▸ What to work on
Write out the material exactly, with the pictures left out.

(Items from a dataset)
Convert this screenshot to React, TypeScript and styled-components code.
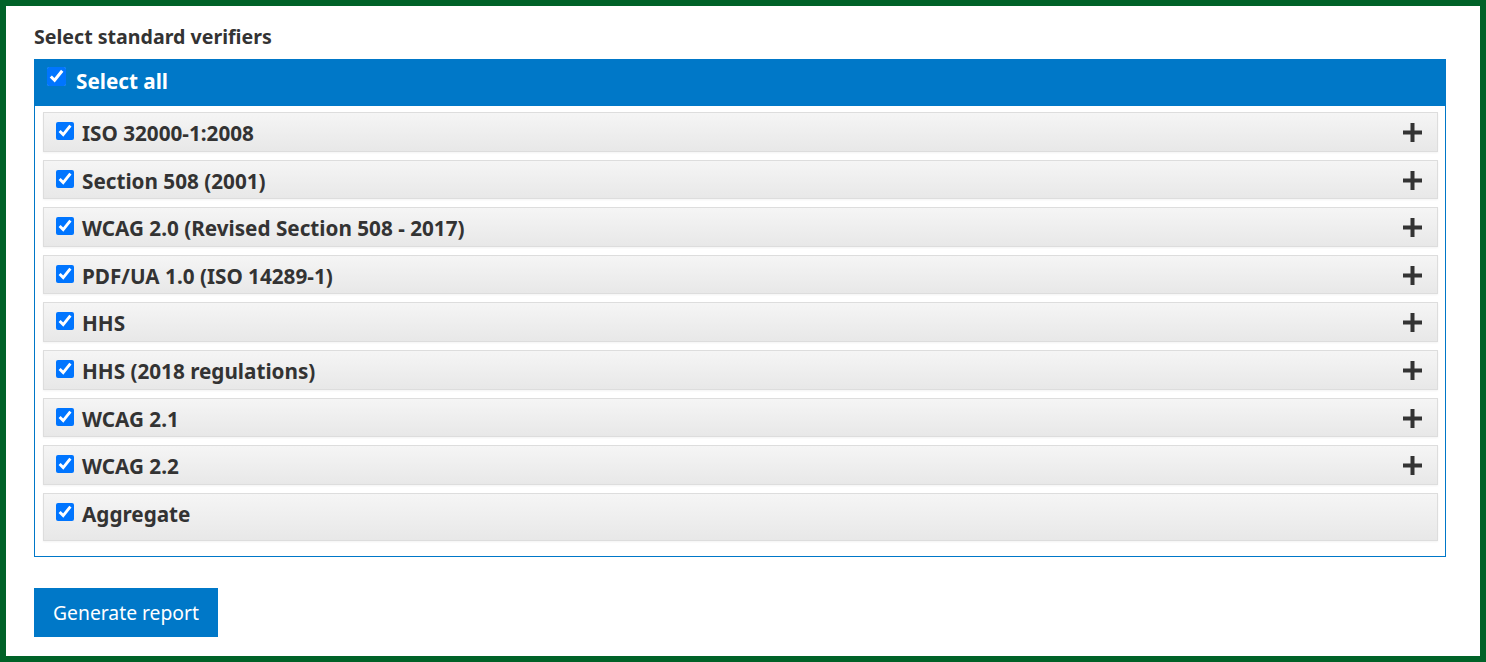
import styled, { createGlobalStyle } from "styled-components";

const GlobalStyle = createGlobalStyle`
  html, body {
    margin: 0;
    padding: 0;
    background: #ffffff;
  }
  body {
    font-family: "Noto Sans", "Open Sans", Arial, sans-serif;
    color: #333333;
  }
`;

const Frame = styled.div`
  box-sizing: border-box;
  width: 1486px;
  height: 662px;
  border: 6px solid #006228;
  padding: 0 34px 0 28px;
  background: #ffffff;
`;

const Heading = styled.h2`
  box-sizing: border-box;
  margin: 0;
  padding-top: 18px;
  height: 53px;
  font-size: 19.6px;
  font-weight: 700;
  line-height: 26px;
  color: #333333;
`;

const Panel = styled.div`
  border: 1px solid #0077c8;
`;

const PanelHeader = styled.label`
  box-sizing: border-box;
  display: flex;
  align-items: flex-start;
  gap: 10px;
  height: 46px;
  padding: 7px 0 0 12px;
  background: #0078c8;
  color: #ffffff;
  font-size: 20.7px;
  font-weight: 700;
  line-height: 28px;
`;

const List = styled.div`
  display: flex;
  flex-direction: column;
  gap: 8px;
  padding: 6px 7px 15px 8px;
`;

const Row = styled.div<{ $tall?: boolean }>`
  box-sizing: border-box;
  display: flex;
  align-items: flex-start;
  height: ${(p) => (p.$tall ? "48px" : "39.6px")};
  padding: 6px 15px 0 12px;
  border: 1px solid #dddddd;
  background: linear-gradient(to bottom, #f5f5f5 0%, #e8e8e8 100%);
  box-shadow: 0 1px 2px rgba(0, 0, 0, 0.05);
`;

const RowLabel = styled.label`
  display: flex;
  align-items: flex-start;
  gap: 8px;
  flex: 1;
  font-size: 20.7px;
  font-weight: 700;
  line-height: 28px;
  color: #333333;
`;

const Check = styled.input.attrs({ type: "checkbox" })`
  flex: none;
  width: 18px;
  height: 18px;
  margin: 3px 0 0 0;
  accent-color: #0075ff;
`;

const HeaderCheck = styled(Check)`
  width: 19px;
  height: 19px;
  margin-top: 0;
`;

const ExpandIcon = styled.svg`
  width: 19px;
  height: 19px;
  margin-top: 4px;
  flex: none;
`;

const GenerateButton = styled.button`
  margin-top: 31px;
  width: 184px;
  height: 49px;
  padding: 0;
  border: none;
  background: #0078c8;
  color: #ffffff;
  font-family: "Noto Sans", "Open Sans", Arial, sans-serif;
  font-size: 19.3px;
  font-weight: 400;
  cursor: pointer;
`;

const verifiers = [
  "ISO 32000-1:2008",
  "Section 508 (2001)",
  "WCAG 2.0 (Revised Section 508 - 2017)",
  "PDF/UA 1.0 (ISO 14289-1)",
  "HHS",
  "HHS (2018 regulations)",
  "WCAG 2.1",
  "WCAG 2.2",
];

const Plus = () => (
  <ExpandIcon viewBox="0 0 19 19">
    <rect x="7.5" y="0" width="4" height="19" fill="#333333" />
    <rect x="0" y="7.5" width="19" height="4" fill="#333333" />
  </ExpandIcon>
);

export default function App() {
  return (
    <>
      <GlobalStyle />
      <Frame>
        <Heading>Select standard verifiers</Heading>
        <Panel>
          <PanelHeader>
            <HeaderCheck defaultChecked />
            Select all
          </PanelHeader>
          <List>
            {verifiers.map((name) => (
              <Row key={name}>
                <RowLabel>
                  <Check defaultChecked />
                  {name}
                </RowLabel>
                <Plus />
              </Row>
            ))}
            <Row $tall>
              <RowLabel>
                <Check defaultChecked />
                Aggregate
              </RowLabel>
            </Row>
          </List>
        </Panel>
        <GenerateButton>Generate report</GenerateButton>
      </Frame>
    </>
  );
}
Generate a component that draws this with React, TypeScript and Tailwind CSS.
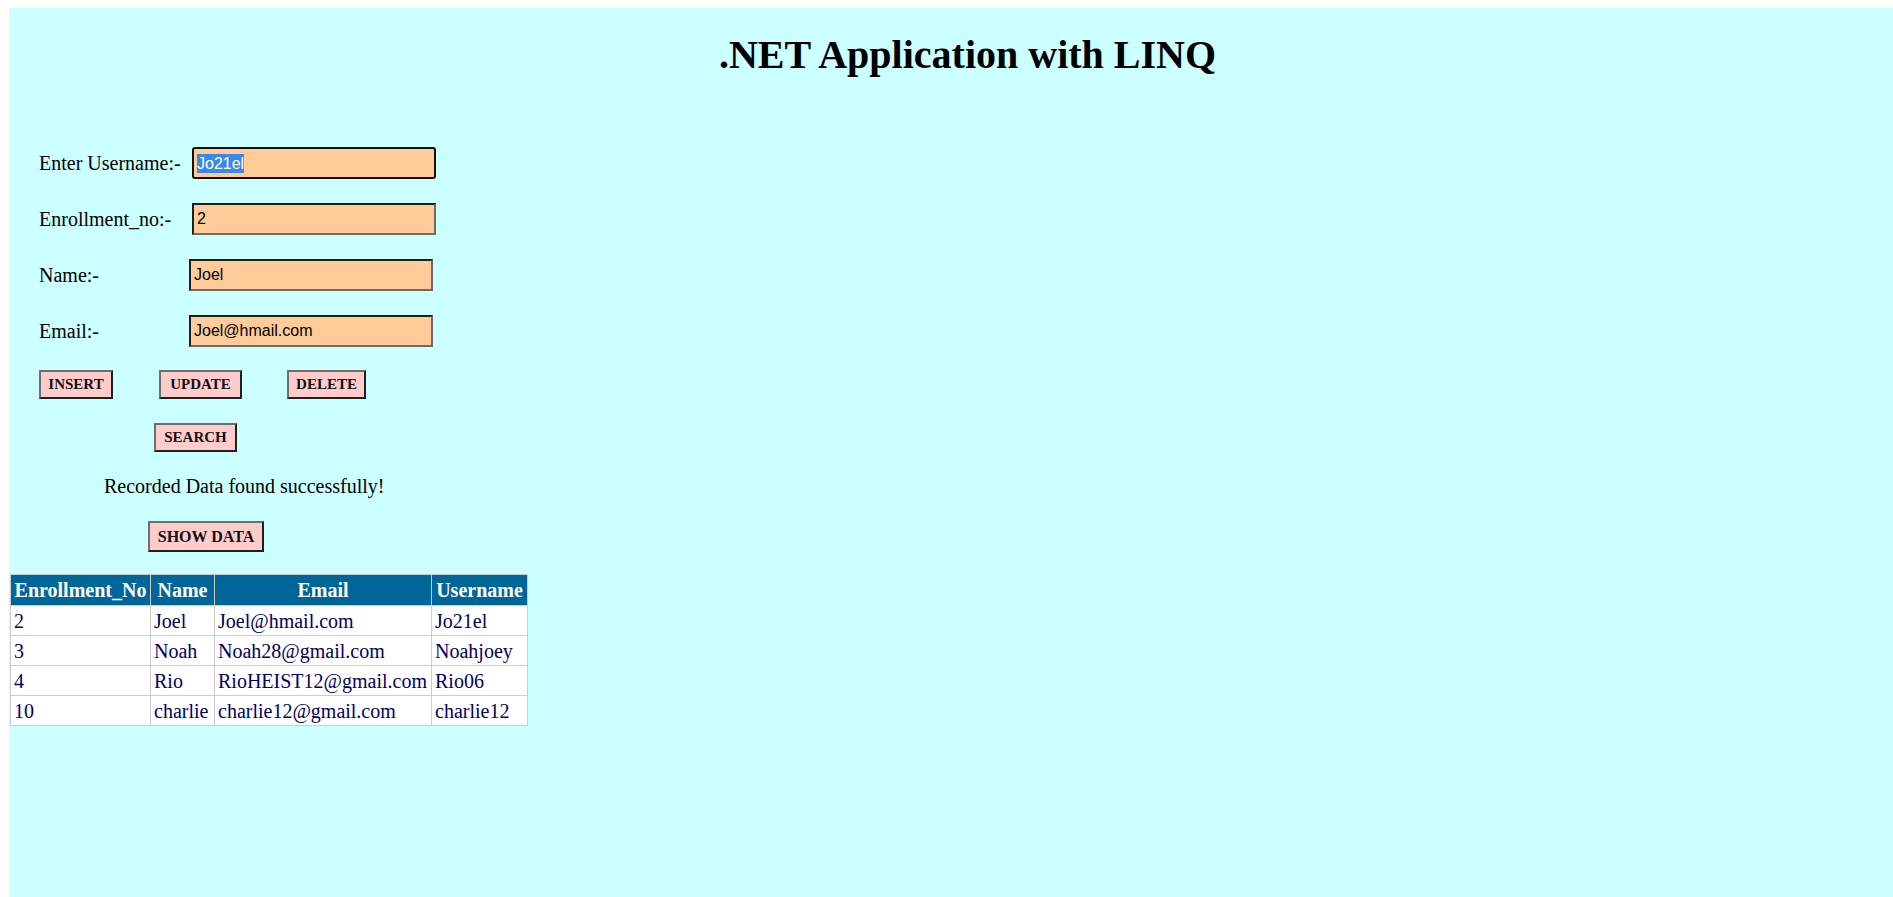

▸ Result for this task
Convert this screenshot to React, TypeScript and styled-components code.
import styled, { createGlobalStyle } from "styled-components";

const GlobalStyle = createGlobalStyle`
  html, body {
    margin: 0;
    padding: 0;
    background: #ffffff;
  }
  body {
    font-family: "Noto Sans", "Open Sans", Arial, sans-serif;
    color: #333333;
  }
`;

const Frame = styled.div`
  box-sizing: border-box;
  width: 1486px;
  height: 662px;
  border: 6px solid #006228;
  padding: 0 34px 0 28px;
  background: #ffffff;
`;

const Heading = styled.h2`
  box-sizing: border-box;
  margin: 0;
  padding-top: 18px;
  height: 53px;
  font-size: 19.6px;
  font-weight: 700;
  line-height: 26px;
  color: #333333;
`;

const Panel = styled.div`
  border: 1px solid #0077c8;
`;

const PanelHeader = styled.label`
  box-sizing: border-box;
  display: flex;
  align-items: flex-start;
  gap: 10px;
  height: 46px;
  padding: 7px 0 0 12px;
  background: #0078c8;
  color: #ffffff;
  font-size: 20.7px;
  font-weight: 700;
  line-height: 28px;
`;

const List = styled.div`
  display: flex;
  flex-direction: column;
  gap: 8px;
  padding: 6px 7px 15px 8px;
`;

const Row = styled.div<{ $tall?: boolean }>`
  box-sizing: border-box;
  display: flex;
  align-items: flex-start;
  height: ${(p) => (p.$tall ? "48px" : "39.6px")};
  padding: 6px 15px 0 12px;
  border: 1px solid #dddddd;
  background: linear-gradient(to bottom, #f5f5f5 0%, #e8e8e8 100%);
  box-shadow: 0 1px 2px rgba(0, 0, 0, 0.05);
`;

const RowLabel = styled.label`
  display: flex;
  align-items: flex-start;
  gap: 8px;
  flex: 1;
  font-size: 20.7px;
  font-weight: 700;
  line-height: 28px;
  color: #333333;
`;

const Check = styled.input.attrs({ type: "checkbox" })`
  flex: none;
  width: 18px;
  height: 18px;
  margin: 3px 0 0 0;
  accent-color: #0075ff;
`;

const HeaderCheck = styled(Check)`
  width: 19px;
  height: 19px;
  margin-top: 0;
`;

const ExpandIcon = styled.svg`
  width: 19px;
  height: 19px;
  margin-top: 4px;
  flex: none;
`;

const GenerateButton = styled.button`
  margin-top: 31px;
  width: 184px;
  height: 49px;
  padding: 0;
  border: none;
  background: #0078c8;
  color: #ffffff;
  font-family: "Noto Sans", "Open Sans", Arial, sans-serif;
  font-size: 19.3px;
  font-weight: 400;
  cursor: pointer;
`;

const verifiers = [
  "ISO 32000-1:2008",
  "Section 508 (2001)",
  "WCAG 2.0 (Revised Section 508 - 2017)",
  "PDF/UA 1.0 (ISO 14289-1)",
  "HHS",
  "HHS (2018 regulations)",
  "WCAG 2.1",
  "WCAG 2.2",
];

const Plus = () => (
  <ExpandIcon viewBox="0 0 19 19">
    <rect x="7.5" y="0" width="4" height="19" fill="#333333" />
    <rect x="0" y="7.5" width="19" height="4" fill="#333333" />
  </ExpandIcon>
);

export default function App() {
  return (
    <>
      <GlobalStyle />
      <Frame>
        <Heading>Select standard verifiers</Heading>
        <Panel>
          <PanelHeader>
            <HeaderCheck defaultChecked />
            Select all
          </PanelHeader>
          <List>
            {verifiers.map((name) => (
              <Row key={name}>
                <RowLabel>
                  <Check defaultChecked />
                  {name}
                </RowLabel>
                <Plus />
              </Row>
            ))}
            <Row $tall>
              <RowLabel>
                <Check defaultChecked />
                Aggregate
              </RowLabel>
            </Row>
          </List>
        </Panel>
        <GenerateButton>Generate report</GenerateButton>
      </Frame>
    </>
  );
}
Generate a component that draws this with React, TypeScript and Tailwind CSS.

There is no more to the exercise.